Dessin P.-A.G. Inspiré de Gordon Light
Vous vous attendiez peut-être à réentendre le récit de la Pentecôte que nous connaissons bien, avec les disciples qui, réunis dans la chambre haute, reçoivent « les langues de feu ». On n’y pense pas toujours, mais il y a trois récits du don de l’Esprit dans le Livre des Actes des apôtres. Outre le récit habituel et familier, il y a aussi celui où Luc rapporte le don de l’Esprit aux Samaritains (8 14-17), et celui que nous venons d’entendre, où le don de l’Esprit se produit dans la maison d’un militaire dans la ville romaine de Césarée.
En fait, ces trois récits articulent habilement le programme que Luc s’est donné pour son ouvrage et qu’il a placé dans la bouche du Seigneur ressuscité : « Vous allez recevoir une puissance, celle du Saint-Esprit qui viendra sur vous; vous serez alors mes témoins à Jérusalem et dans toute la Judée, et la Samarie, et jusqu’aux extrémités de la terre. » (1 8).
Une chose me frappe dans ces trois récits : c’est qu’ils mettent en relief l’initiative divine. C’est chaque fois Dieu qui, de façon inattendue, fait irruption dans la vie des communautés et des individus. Ce fait suggère qu’il y a des moments comme ça où Dieu bouscule. Comme une rafale qui prend par surprise. Comme « un violent coup de vent », écrit Luc à propos de la Pentecôte de Jérusalem (2 2). Un vent que l’on appelle le Saint Vent, le Souffle Saint, le Saint Esprit. Et cette irruption de Dieu dans une existence, c’est ce que nous appelons, tout simplement, la grâce. Un pur don.
Oui, il arrive que Dieu bouscule. Dérange. La Bible est pleine de récits qui gardent la trace de vies où Dieu aurait fait irruption : je pense à Abram, à Moïse, à Samuel, à Amos, à Ésaïe et Jérémie, à Jonas, à Marie, à Jésus lui-même au moment de son baptême. Il ne faut pas s’étonner que chaque fois, les personnes concernées manifestent d’abord un moment de résistance ou, au moins, d’hésitation. Nous le constatons bien ce matin en observant la réaction de Simon-Pierre à l’ordre de tuer et de manger sans distinction les animaux qui sont dans la grande nappe : « Jamais de la vie! », dit-il. Nous le constatons aussi dans la réaction de la communauté de Jérusalem qui ayant appris ce qu’il s’est passé à Césarée, prend Pierre à partie et le critique sévèrement : « Tu es entré chez des incirconcis notoires et tu as mangé avec eux! » (11 3)

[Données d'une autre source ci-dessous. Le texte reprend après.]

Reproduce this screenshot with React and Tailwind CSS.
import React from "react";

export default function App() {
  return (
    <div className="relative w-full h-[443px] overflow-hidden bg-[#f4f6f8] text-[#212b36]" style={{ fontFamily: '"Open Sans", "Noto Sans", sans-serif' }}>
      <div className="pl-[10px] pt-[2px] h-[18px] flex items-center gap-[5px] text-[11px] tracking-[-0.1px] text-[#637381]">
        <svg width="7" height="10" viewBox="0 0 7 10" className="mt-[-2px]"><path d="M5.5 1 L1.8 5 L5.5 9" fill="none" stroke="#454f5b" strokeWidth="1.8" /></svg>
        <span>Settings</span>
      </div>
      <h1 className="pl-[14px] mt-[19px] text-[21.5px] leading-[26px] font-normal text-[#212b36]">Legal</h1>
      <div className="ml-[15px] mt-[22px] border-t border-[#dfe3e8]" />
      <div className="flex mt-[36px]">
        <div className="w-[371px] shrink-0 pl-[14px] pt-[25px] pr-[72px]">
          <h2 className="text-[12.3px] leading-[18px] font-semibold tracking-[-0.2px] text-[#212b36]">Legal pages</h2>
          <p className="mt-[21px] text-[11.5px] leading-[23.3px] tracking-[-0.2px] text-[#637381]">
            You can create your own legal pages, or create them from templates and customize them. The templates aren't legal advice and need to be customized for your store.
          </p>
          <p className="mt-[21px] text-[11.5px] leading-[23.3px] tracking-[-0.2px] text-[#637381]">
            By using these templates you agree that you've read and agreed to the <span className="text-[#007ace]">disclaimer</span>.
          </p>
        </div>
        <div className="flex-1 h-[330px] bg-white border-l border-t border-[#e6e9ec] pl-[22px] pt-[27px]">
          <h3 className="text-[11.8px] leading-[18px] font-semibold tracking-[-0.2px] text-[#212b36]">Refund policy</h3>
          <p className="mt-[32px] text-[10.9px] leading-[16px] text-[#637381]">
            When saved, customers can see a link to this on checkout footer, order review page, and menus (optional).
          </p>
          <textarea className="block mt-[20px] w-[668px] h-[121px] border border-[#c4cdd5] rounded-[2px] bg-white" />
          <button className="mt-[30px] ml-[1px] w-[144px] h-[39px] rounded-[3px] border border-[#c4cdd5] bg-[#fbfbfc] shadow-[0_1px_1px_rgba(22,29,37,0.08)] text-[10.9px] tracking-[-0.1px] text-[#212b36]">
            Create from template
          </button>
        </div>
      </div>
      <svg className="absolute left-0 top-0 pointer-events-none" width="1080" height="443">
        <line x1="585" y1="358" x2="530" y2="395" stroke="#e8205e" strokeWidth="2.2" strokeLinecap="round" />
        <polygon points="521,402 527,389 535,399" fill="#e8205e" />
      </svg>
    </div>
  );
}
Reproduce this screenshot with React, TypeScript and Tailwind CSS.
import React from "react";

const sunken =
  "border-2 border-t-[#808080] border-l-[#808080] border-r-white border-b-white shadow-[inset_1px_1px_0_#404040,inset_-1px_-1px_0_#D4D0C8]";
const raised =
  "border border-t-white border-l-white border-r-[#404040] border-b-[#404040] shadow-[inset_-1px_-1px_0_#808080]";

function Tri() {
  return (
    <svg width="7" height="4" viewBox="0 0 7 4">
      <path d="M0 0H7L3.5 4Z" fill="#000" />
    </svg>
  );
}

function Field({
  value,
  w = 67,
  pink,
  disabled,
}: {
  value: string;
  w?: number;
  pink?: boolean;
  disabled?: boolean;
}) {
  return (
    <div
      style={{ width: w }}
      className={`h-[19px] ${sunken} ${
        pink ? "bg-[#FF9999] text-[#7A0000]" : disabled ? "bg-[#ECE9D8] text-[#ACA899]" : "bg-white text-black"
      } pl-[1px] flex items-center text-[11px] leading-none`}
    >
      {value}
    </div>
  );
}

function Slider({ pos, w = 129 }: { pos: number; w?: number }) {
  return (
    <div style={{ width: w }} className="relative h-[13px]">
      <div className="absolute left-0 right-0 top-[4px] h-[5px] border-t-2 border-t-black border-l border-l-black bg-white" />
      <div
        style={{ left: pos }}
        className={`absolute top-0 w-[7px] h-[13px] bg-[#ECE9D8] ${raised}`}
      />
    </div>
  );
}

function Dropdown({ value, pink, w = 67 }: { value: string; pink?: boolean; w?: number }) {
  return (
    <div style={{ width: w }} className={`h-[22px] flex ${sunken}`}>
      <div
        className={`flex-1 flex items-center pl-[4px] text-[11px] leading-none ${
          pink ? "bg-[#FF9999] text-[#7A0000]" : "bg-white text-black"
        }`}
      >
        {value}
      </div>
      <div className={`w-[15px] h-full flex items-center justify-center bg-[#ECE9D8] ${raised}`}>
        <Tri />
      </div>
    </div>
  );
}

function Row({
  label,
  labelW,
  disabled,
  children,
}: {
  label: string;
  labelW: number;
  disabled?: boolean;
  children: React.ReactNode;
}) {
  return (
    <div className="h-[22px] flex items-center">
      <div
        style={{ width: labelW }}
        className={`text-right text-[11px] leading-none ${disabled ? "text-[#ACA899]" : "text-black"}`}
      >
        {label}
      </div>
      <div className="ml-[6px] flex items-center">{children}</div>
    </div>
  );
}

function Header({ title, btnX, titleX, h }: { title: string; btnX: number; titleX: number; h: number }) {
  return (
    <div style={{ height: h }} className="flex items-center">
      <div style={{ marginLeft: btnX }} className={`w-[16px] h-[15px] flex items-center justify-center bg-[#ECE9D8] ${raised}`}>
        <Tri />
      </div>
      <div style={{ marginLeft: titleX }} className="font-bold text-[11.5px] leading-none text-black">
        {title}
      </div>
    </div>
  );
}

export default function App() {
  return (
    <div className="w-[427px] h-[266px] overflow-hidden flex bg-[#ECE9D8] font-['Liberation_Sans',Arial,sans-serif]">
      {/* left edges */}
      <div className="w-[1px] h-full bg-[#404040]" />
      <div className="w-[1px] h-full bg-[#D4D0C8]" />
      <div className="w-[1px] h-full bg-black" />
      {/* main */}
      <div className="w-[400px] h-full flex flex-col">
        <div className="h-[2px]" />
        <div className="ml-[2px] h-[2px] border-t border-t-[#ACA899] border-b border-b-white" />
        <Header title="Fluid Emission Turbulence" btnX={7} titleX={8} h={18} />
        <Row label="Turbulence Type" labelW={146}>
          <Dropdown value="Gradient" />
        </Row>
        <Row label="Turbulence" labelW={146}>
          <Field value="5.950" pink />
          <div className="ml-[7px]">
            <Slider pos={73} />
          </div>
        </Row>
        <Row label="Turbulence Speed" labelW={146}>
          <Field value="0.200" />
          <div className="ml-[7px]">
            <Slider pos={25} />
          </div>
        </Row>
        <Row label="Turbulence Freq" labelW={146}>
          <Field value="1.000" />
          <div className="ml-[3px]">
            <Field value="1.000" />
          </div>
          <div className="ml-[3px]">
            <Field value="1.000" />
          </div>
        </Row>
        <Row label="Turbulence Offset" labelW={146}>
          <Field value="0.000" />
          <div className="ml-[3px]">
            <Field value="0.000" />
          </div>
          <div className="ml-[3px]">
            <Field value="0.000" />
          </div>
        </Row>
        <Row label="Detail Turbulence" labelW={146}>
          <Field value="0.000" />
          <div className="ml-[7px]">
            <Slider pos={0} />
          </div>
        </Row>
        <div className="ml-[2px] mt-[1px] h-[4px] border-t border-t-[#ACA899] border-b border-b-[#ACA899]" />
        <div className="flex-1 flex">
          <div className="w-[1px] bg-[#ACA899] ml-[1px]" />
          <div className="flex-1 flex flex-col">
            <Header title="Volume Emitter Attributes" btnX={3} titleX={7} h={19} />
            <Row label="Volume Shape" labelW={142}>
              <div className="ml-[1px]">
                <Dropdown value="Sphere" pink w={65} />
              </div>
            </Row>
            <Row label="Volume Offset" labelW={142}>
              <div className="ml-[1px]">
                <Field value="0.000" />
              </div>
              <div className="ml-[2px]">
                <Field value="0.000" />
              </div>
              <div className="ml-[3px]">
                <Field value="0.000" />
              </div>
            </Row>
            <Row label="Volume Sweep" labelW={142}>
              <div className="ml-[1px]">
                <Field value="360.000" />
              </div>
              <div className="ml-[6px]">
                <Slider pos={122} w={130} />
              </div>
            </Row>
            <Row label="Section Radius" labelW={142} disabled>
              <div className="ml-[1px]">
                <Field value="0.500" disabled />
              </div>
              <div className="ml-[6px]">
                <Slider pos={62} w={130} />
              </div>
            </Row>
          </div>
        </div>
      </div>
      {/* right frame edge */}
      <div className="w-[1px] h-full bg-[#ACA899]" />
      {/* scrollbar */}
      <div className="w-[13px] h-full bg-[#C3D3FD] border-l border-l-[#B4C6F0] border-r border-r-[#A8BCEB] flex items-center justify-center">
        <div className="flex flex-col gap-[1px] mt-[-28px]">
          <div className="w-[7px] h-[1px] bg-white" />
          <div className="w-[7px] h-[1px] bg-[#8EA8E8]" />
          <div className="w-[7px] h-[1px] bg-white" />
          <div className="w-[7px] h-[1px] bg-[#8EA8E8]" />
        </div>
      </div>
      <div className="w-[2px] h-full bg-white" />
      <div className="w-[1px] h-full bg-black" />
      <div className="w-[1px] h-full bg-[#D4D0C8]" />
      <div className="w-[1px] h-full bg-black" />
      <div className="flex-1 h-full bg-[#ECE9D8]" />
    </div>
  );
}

Pierre ne peut que raconter ce qu’il a vécu. Il devient ainsi auprès des siens un témoin agissant, comme l’avait annoncé le Ressuscité : « Vous allez recevoir une puissance, celle du Saint Esprit qui viendra sur vous, vous serez alors mes témoins » (1 8). En témoignant de ce qu’il a vécu, Pierre révèle à la communauté de Jérusalem que l’intérêt totalement inattendu pour Jésus manifesté par des personnes qui ne sont pas juives, et leur accueil empressé de la bonne nouvelle, pousse tout le monde à faire un pas capital: celui qui va entraîner l’écroulement du mur de séparation érigé entre juifs et non juifs dont nous avons entendu Paul nous parler dans l’extrait de la Lettre aux Éphésiens (2 14).

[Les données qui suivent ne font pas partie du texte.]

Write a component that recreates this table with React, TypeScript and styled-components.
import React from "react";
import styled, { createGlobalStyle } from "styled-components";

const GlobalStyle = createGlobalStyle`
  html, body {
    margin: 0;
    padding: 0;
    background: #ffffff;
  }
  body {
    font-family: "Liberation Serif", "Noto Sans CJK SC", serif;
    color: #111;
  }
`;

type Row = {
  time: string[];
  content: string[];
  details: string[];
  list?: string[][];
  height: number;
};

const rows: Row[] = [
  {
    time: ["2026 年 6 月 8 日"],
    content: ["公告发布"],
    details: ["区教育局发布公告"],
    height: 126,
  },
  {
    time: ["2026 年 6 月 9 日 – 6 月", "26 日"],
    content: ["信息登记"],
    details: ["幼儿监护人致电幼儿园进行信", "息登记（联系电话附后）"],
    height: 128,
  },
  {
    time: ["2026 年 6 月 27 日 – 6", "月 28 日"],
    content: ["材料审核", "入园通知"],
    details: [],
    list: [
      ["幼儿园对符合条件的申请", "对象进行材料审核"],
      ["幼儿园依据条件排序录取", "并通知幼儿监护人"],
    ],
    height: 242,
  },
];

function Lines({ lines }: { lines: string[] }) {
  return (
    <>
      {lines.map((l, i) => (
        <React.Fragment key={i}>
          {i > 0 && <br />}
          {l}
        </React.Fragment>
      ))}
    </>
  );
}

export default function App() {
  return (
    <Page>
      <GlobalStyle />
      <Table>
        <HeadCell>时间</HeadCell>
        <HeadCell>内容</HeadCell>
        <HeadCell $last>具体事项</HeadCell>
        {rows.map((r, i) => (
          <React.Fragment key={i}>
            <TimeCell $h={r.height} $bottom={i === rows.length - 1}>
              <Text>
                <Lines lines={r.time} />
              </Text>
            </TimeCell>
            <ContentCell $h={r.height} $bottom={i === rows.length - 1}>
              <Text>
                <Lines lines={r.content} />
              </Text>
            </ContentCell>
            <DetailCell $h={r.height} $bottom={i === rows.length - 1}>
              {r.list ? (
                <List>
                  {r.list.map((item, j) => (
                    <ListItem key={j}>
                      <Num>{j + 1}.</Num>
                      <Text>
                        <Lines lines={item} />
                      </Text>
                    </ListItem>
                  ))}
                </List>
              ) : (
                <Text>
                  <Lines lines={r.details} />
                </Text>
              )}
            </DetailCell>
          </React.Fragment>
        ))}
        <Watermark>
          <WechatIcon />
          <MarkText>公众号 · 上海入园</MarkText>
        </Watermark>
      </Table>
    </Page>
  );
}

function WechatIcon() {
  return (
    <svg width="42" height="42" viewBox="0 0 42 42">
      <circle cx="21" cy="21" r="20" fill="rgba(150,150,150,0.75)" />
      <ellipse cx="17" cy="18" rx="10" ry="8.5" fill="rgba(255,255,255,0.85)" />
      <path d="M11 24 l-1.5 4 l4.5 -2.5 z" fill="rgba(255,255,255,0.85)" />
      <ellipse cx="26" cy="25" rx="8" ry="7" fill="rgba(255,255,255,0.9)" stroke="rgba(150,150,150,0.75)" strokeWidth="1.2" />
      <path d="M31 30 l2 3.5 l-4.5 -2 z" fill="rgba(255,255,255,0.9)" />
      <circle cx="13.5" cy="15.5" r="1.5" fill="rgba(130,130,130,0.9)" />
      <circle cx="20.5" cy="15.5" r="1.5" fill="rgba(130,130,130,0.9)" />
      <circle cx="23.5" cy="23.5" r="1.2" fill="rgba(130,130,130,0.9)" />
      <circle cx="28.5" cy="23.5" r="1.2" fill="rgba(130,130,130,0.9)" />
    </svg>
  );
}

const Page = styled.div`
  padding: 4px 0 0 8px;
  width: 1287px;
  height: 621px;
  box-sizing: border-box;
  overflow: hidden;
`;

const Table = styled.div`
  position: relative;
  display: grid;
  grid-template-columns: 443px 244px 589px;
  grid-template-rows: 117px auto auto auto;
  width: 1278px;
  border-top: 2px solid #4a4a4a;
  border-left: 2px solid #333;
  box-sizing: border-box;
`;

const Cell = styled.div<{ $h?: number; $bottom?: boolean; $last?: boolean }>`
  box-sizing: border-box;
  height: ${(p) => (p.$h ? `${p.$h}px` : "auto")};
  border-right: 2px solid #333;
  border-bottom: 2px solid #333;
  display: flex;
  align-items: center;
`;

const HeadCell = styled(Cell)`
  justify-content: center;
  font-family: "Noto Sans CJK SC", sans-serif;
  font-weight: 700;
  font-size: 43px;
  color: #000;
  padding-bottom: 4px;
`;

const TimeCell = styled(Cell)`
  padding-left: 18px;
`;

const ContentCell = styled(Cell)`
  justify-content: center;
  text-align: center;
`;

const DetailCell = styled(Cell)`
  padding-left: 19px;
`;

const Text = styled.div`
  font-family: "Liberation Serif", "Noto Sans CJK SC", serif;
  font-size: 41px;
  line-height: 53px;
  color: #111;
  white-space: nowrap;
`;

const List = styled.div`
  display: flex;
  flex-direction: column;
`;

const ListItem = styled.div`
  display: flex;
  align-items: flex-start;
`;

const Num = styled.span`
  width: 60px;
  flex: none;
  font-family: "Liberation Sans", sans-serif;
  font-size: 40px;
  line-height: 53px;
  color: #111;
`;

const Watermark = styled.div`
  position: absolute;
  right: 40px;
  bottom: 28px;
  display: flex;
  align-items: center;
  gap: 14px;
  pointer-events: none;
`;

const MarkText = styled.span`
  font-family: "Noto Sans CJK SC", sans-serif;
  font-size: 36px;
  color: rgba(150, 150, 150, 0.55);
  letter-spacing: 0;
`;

Mais il n’est pas facile de renoncer à des convictions profondes, à des conceptions héritées de la tradition et qui revêtent un caractère sacré. Après tout, c’est dans un livre biblique, un texte sacré, le Lévitique, que les interdits alimentaires des juifs, encore en vigueur aujourd’hui, sont consignés. Et l’interdiction pour les juifs des contacts avec les non juifs a été accrue et rigidifiée au moment où les juifs de Palestine ont combattu la culture grecque et se sont repliés sur eux-mêmes et leur singularité, interdisant, par exemple, les mariages mixtes. Rien n’était clair alors pour Pierre et pour la première communauté. C’est vingt années plus tard que Paul, jetant un regard rétrospectif, pourra écrire le sens de tout cela : « C’est le Christ qui, de ce qui était divisé, a fait une unité. Dans sa chair, il a détruit le mur de séparation : la haine. Il a aboli la loi et ses commandements avec leurs observances. » (Éphésiens 2 12-13)

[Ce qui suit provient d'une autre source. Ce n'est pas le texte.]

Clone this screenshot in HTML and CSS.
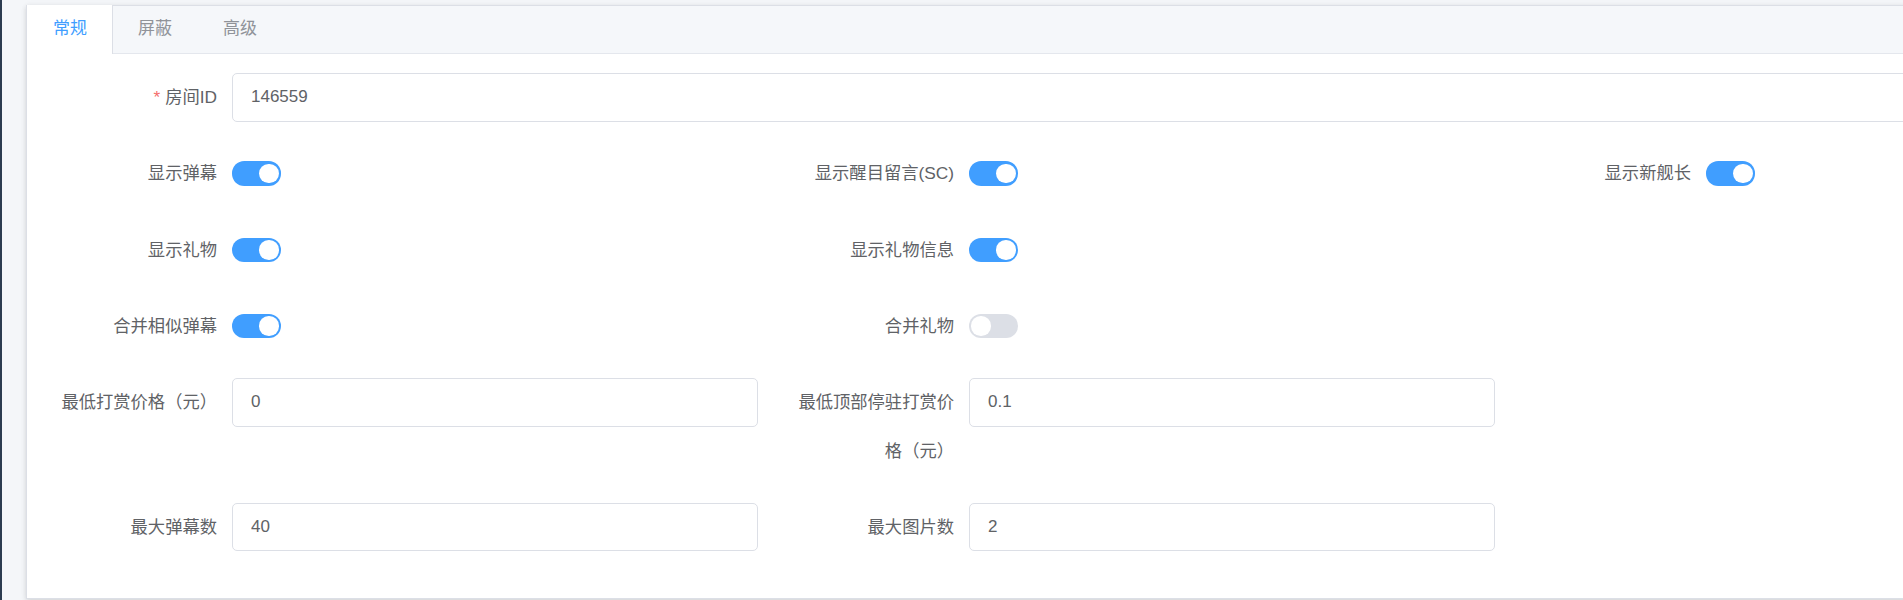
FILE: index.html
```html
<!DOCTYPE html>
<html lang="zh-CN">
<head>
<meta charset="utf-8">
<title>设置</title>
<link rel="stylesheet" href="styles.css">
</head>
<body>
<div class="layout">
  <aside class="sidebar"></aside>
  <main class="main">
    <div class="card">
      <div class="tabs-header">
        <div class="tab active">常规</div>
        <div class="tab">屏蔽</div>
        <div class="tab">高级</div>
      </div>
      <div class="tabs-content">
        <form class="form">
          <div class="item span-all">
            <label class="label"><span class="req">*</span>房间ID</label>
            <div class="control"><input class="input" value="146559"></div>
          </div>

          <div class="item">
            <label class="label">显示弹幕</label>
            <div class="control"><span class="switch on"><span class="knob"></span></span></div>
          </div>
          <div class="item">
            <label class="label">显示醒目留言(SC)</label>
            <div class="control"><span class="switch on"><span class="knob"></span></span></div>
          </div>
          <div class="item">
            <label class="label">显示新舰长</label>
            <div class="control"><span class="switch on"><span class="knob"></span></span></div>
          </div>

          <div class="item">
            <label class="label">显示礼物</label>
            <div class="control"><span class="switch on"><span class="knob"></span></span></div>
          </div>
          <div class="item">
            <label class="label">显示礼物信息</label>
            <div class="control"><span class="switch on"><span class="knob"></span></span></div>
          </div>
          <div class="cell-empty"></div>

          <div class="item">
            <label class="label">合并相似弹幕</label>
            <div class="control"><span class="switch on"><span class="knob"></span></span></div>
          </div>
          <div class="item">
            <label class="label">合并礼物</label>
            <div class="control"><span class="switch"><span class="knob"></span></span></div>
          </div>
          <div class="cell-empty"></div>

          <div class="item">
            <label class="label">最低打赏价格（元）</label>
            <div class="control"><input class="input" value="0"></div>
          </div>
          <div class="item">
            <label class="label">最低顶部停驻打赏价格（元）</label>
            <div class="control"><input class="input" value="0.1"></div>
          </div>
          <div class="cell-empty"></div>

          <div class="item">
            <label class="label">最大弹幕数</label>
            <div class="control"><input class="input" value="40"></div>
          </div>
          <div class="item">
            <label class="label">最大图片数</label>
            <div class="control"><input class="input" value="2"></div>
          </div>
          <div class="cell-empty"></div>
        </form>
      </div>
    </div>
  </main>
</div>
</body>
</html>
```

FILE: styles.css
```css
* { box-sizing: border-box; }

html, body {
  margin: 0;
  padding: 0;
  width: 1903px;
  height: 600px;
  overflow: hidden;
  font-family: "Liberation Sans", "Noto Sans CJK SC", sans-serif;
  background: #f5f7fa;
}

.layout {
  display: flex;
  width: 1903px;
  height: 600px;
  overflow: hidden;
}

.sidebar {
  flex: 0 0 2px;
  background: #2c3b50;
}

.main {
  flex: 1;
  min-width: 0;
  padding: 5px 0 0 24px;
  background: #f4f6f9;
  overflow: hidden;
}

.card {
  width: 2225px;
  flex-shrink: 0;
  background: #fff;
  border: 1px solid #dcdfe6;
  box-shadow: 0 2px 5px 0 rgba(0, 0, 0, 0.12), 0 0 7px 0 rgba(0, 0, 0, 0.04);
}

.tabs-header {
  display: flex;
  height: 48px;
  background: #f5f7fa;
  border-bottom: 1px solid #e4e7ed;
}

.tab {
  height: 48px;
  line-height: 47px;
  padding: 0 25px;
  font-size: 17px;
  color: #909399;
  border-left: 1px solid transparent;
  border-right: 1px solid transparent;
  margin-top: -1px;
  margin-left: -1px;
}

.tab:first-child { padding-left: 26px; }

.tab.active {
  color: #409eff;
  background: #fff;
  border-left-color: #dcdfe6;
  border-right-color: #dcdfe6;
  height: 49px;
  margin-bottom: -1px;
}

.tabs-content {
  padding: 19px 18px 19px;
}

.form {
  display: grid;
  grid-template-columns: repeat(3, 713px);
  column-gap: 24px;
  row-gap: 27.75px;
  padding-bottom: 27.75px;
}

.span-all { grid-column: 1 / -1; }

.item {
  display: flex;
  align-items: flex-start;
}

.label {
  flex: 0 0 187px;
  width: 187px;
  padding-right: 15px;
  text-align: right;
  font-size: 17.3px;
  line-height: 48.5px;
  color: #606266;
}

.req {
  color: #f56c6c;
  margin-right: 5px;
}

.control {
  flex: 1;
  min-width: 0;
  height: 48.5px;
  display: flex;
  align-items: center;
}

.input {
  width: 100%;
  height: 48.5px;
  padding: 0 18px;
  border: 1px solid #dcdfe6;
  border-radius: 5px;
  background: #fff;
  font-family: "Liberation Sans", "Noto Sans CJK SC", sans-serif;
  font-size: 17px;
  color: #606266;
  outline: none;
}

.switch {
  width: 49px;
  height: 24.5px;
  border-radius: 12.25px;
  background: #dcdfe6;
  display: flex;
  align-items: center;
  justify-content: flex-start;
  padding: 0 2.4px;
}

.switch.on {
  background: #409eff;
  justify-content: flex-end;
}

.knob {
  width: 19.5px;
  height: 19.5px;
  border-radius: 50%;
  background: #fff;
}
```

Toutes ces considérations sur le texte, c’est bien beau. On pourrait dire : Tant mieux pour eux!
Mais qu’est-ce que cela signifie pour nous, qui n’avons probablement jamais eu de vision ?
Est-ce que plusieurs d’entre nous ne pouvons pas relire notre histoire personnelle et repérer un ou des moments charnières qui nous ont provoqués, poussés à surmonter une résistance profonde, et qui se sont révélés des moments libérateurs? Je suis persuadé que la plupart d’entre nous auraient quelque confidence à raconter qui susciterait en nous de l’émotion, de l’admiration et de l’action de grâce.
Pour ma part, il y a exactement cinquante ans, en mai 1973, j’étais prêtre catholique très engagé dans la pastorale biblique et l’éducation de la foi des adultes. En réfléchissant sur mon expérience pastorale, je me rendais bien compte depuis quelques années que les prêtres comme moi vivaient dans un monde à part, un monde à eux, avec leur langage codé. Et je sentais de manière de plus en plus vive que jamais je ne pourrais être pertinent et compris tant que je n’aurais pas traversé la barrière, pour ne pas dire le fossé, qui me séparait des gens, tant que je n’aurais pas adopté la manière habituelle de vivre, de sentir les choses, tant que je n’aurais pas trouvé et appris le langage commun. Au fond, ça me disait, comme à Simon Pierre : « Pars avec eux sans hésiter ». Je me battais avec ce malaise quand une personne a fait irruption dans ma vie, ce qui m’a conduit à une décision déchirante : demander de revenir à l’état laïc. J’ai beaucoup prié, j’ai eu le privilège de rencontrer un conseiller qui m’a admirablement accompagné dans mon discernement, et j’ai franchi le pas.
Alors, en ce dimanche de Pentecôte, je vous propose deux voies de réflexion : à vous de voir laquelle vous convient, et peut-être d’en emprunter une troisième qui vous appellerait davantage.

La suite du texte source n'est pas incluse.